-- Begin --

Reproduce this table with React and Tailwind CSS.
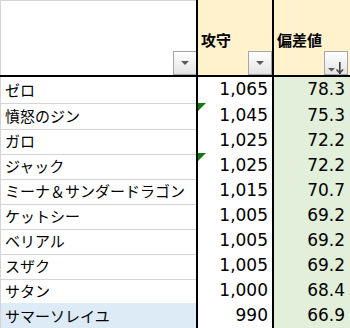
import React from "react";

// 表のデータ（名前・攻守・偏差値）
const rows = [
  { name: "ゼロ", power: "1,065", score: "78.3" },
  { name: "憤怒のジン", power: "1,045", score: "75.3", mark: true },
  { name: "ガロ", power: "1,025", score: "72.2" },
  { name: "ジャック", power: "1,025", score: "72.2", mark: true },
  { name: "ミーナ＆サンダードラゴン", power: "1,015", score: "70.7" },
  { name: "ケットシー", power: "1,005", score: "69.2" },
  { name: "ベリアル", power: "1,005", score: "69.2" },
  { name: "スザク", power: "1,005", score: "69.2" },
  { name: "サタン", power: "1,000", score: "68.4" },
  { name: "サマーソレイユ", power: "990", score: "66.9", selected: true },
];

const jp = { fontFamily: '"Noto Sans CJK JP", sans-serif' };
const num = { fontFamily: '"DejaVu Sans", "Noto Sans CJK JP", sans-serif' };

// フィルターボタン
function FilterButton({ sorted, className }) {
  return (
    <div
      className={
        "w-[24px] h-[24px] border border-[#a6a6a6] bg-gradient-to-b from-white to-[#e4e4e4] flex items-center justify-center " +
        className
      }
    >
      {sorted ? (
        <svg width="22" height="22" viewBox="0 0 22 22">
          <polygon points="3,16 10,16 6.5,19.5" fill="#5a5a5a" />
          <rect x="14" y="10" width="1.6" height="12" fill="#404040" />
          <polyline points="11.5,17.5 14.8,21 18,17.5" fill="none" stroke="#404040" strokeWidth="1.5" />
        </svg>
      ) : (
        <svg width="10" height="6" viewBox="0 0 10 6">
          <polygon points="1,1 9,1 5,5" fill="#5a5a5a" />
        </svg>
      )}
    </div>
  );
}

export default function App() {
  return (
    <div className="w-[350px] h-[328px] overflow-hidden bg-white text-black">
      {/* ヘッダー */}
      <div className="grid grid-cols-[196px_76px_78px] h-[77px] border-b-2 border-black">
        <div className="border-l border-t border-[#d4d4d4] flex flex-col justify-end items-end">
          <FilterButton className="mr-[-1px]" />
        </div>
        <div className="border-l-2 border-black bg-[#fff2cc] flex flex-col justify-end">
          <div className="pl-[3px] text-[15px] font-bold leading-[20px] mb-[1px]" style={jp}>
            攻守
          </div>
          <div className="flex justify-end">
            <FilterButton className="w-[23px]" />
          </div>
        </div>
        <div className="border-l-2 border-black bg-[#fff2cc] flex flex-col justify-end">
          <div className="pl-[3px] text-[15px] font-bold leading-[20px] mb-[1px]" style={jp}>
            偏差値
          </div>
          <div className="flex justify-end pr-[2px]">
            <FilterButton sorted />
          </div>
        </div>
      </div>

      {/* 本体 */}
      {rows.map((r, i) => (
        <div
          key={i}
          className={
            "grid grid-cols-[196px_76px_78px] " + (i === 0 ? "h-[26px]" : "h-[25px]")
          }
        >
          <div
            className={
              "border-l border-b border-[#d4d4d4] flex items-center pl-[4px] text-[15px] whitespace-nowrap overflow-visible relative z-10 " +
              (r.selected ? "bg-[#ddebf7]" : "")
            }
            style={jp}
          >
            {r.name}
          </div>
          <div className="relative border-l-2 border-l-black border-b border-b-[#d4d4d4] bg-white z-20 flex items-center justify-end pr-[4px] text-[17px]" style={num}>
            {r.mark && (
              <div className="absolute left-0 top-0 w-0 h-0 border-t-[8px] border-t-[#107c10] border-r-[8px] border-r-transparent" />
            )}
            {r.power}
          </div>
          <div className="border-l-2 border-l-black border-b border-b-[#d0dcc8] bg-[#e2efda] z-20 flex items-center justify-end pr-[5px] text-[17px]" style={num}>
            {r.score}
          </div>
        </div>
      ))}
    </div>
  );
}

-- End --

The exercise → Copy each line above precisely, dropping the pictures.

Response below →
Reproduce this table with React and Tailwind CSS.
import React from "react";

// 表のデータ（名前・攻守・偏差値）
const rows = [
  { name: "ゼロ", power: "1,065", score: "78.3" },
  { name: "憤怒のジン", power: "1,045", score: "75.3", mark: true },
  { name: "ガロ", power: "1,025", score: "72.2" },
  { name: "ジャック", power: "1,025", score: "72.2", mark: true },
  { name: "ミーナ＆サンダードラゴン", power: "1,015", score: "70.7" },
  { name: "ケットシー", power: "1,005", score: "69.2" },
  { name: "ベリアル", power: "1,005", score: "69.2" },
  { name: "スザク", power: "1,005", score: "69.2" },
  { name: "サタン", power: "1,000", score: "68.4" },
  { name: "サマーソレイユ", power: "990", score: "66.9", selected: true },
];

const jp = { fontFamily: '"Noto Sans CJK JP", sans-serif' };
const num = { fontFamily: '"DejaVu Sans", "Noto Sans CJK JP", sans-serif' };

// フィルターボタン
function FilterButton({ sorted, className }) {
  return (
    <div
      className={
        "w-[24px] h-[24px] border border-[#a6a6a6] bg-gradient-to-b from-white to-[#e4e4e4] flex items-center justify-center " +
        className
      }
    >
      {sorted ? (
        <svg width="22" height="22" viewBox="0 0 22 22">
          <polygon points="3,16 10,16 6.5,19.5" fill="#5a5a5a" />
          <rect x="14" y="10" width="1.6" height="12" fill="#404040" />
          <polyline points="11.5,17.5 14.8,21 18,17.5" fill="none" stroke="#404040" strokeWidth="1.5" />
        </svg>
      ) : (
        <svg width="10" height="6" viewBox="0 0 10 6">
          <polygon points="1,1 9,1 5,5" fill="#5a5a5a" />
        </svg>
      )}
    </div>
  );
}

export default function App() {
  return (
    <div className="w-[350px] h-[328px] overflow-hidden bg-white text-black">
      {/* ヘッダー */}
      <div className="grid grid-cols-[196px_76px_78px] h-[77px] border-b-2 border-black">
        <div className="border-l border-t border-[#d4d4d4] flex flex-col justify-end items-end">
          <FilterButton className="mr-[-1px]" />
        </div>
        <div className="border-l-2 border-black bg-[#fff2cc] flex flex-col justify-end">
          <div className="pl-[3px] text-[15px] font-bold leading-[20px] mb-[1px]" style={jp}>
            攻守
          </div>
          <div className="flex justify-end">
            <FilterButton className="w-[23px]" />
          </div>
        </div>
        <div className="border-l-2 border-black bg-[#fff2cc] flex flex-col justify-end">
          <div className="pl-[3px] text-[15px] font-bold leading-[20px] mb-[1px]" style={jp}>
            偏差値
          </div>
          <div className="flex justify-end pr-[2px]">
            <FilterButton sorted />
          </div>
        </div>
      </div>

      {/* 本体 */}
      {rows.map((r, i) => (
        <div
          key={i}
          className={
            "grid grid-cols-[196px_76px_78px] " + (i === 0 ? "h-[26px]" : "h-[25px]")
          }
        >
          <div
            className={
              "border-l border-b border-[#d4d4d4] flex items-center pl-[4px] text-[15px] whitespace-nowrap overflow-visible relative z-10 " +
              (r.selected ? "bg-[#ddebf7]" : "")
            }
            style={jp}
          >
            {r.name}
          </div>
          <div className="relative border-l-2 border-l-black border-b border-b-[#d4d4d4] bg-white z-20 flex items-center justify-end pr-[4px] text-[17px]" style={num}>
            {r.mark && (
              <div className="absolute left-0 top-0 w-0 h-0 border-t-[8px] border-t-[#107c10] border-r-[8px] border-r-transparent" />
            )}
            {r.power}
          </div>
          <div className="border-l-2 border-l-black border-b border-b-[#d0dcc8] bg-[#e2efda] z-20 flex items-center justify-end pr-[5px] text-[17px]" style={num}>
            {r.score}
          </div>
        </div>
      ))}
    </div>
  );
}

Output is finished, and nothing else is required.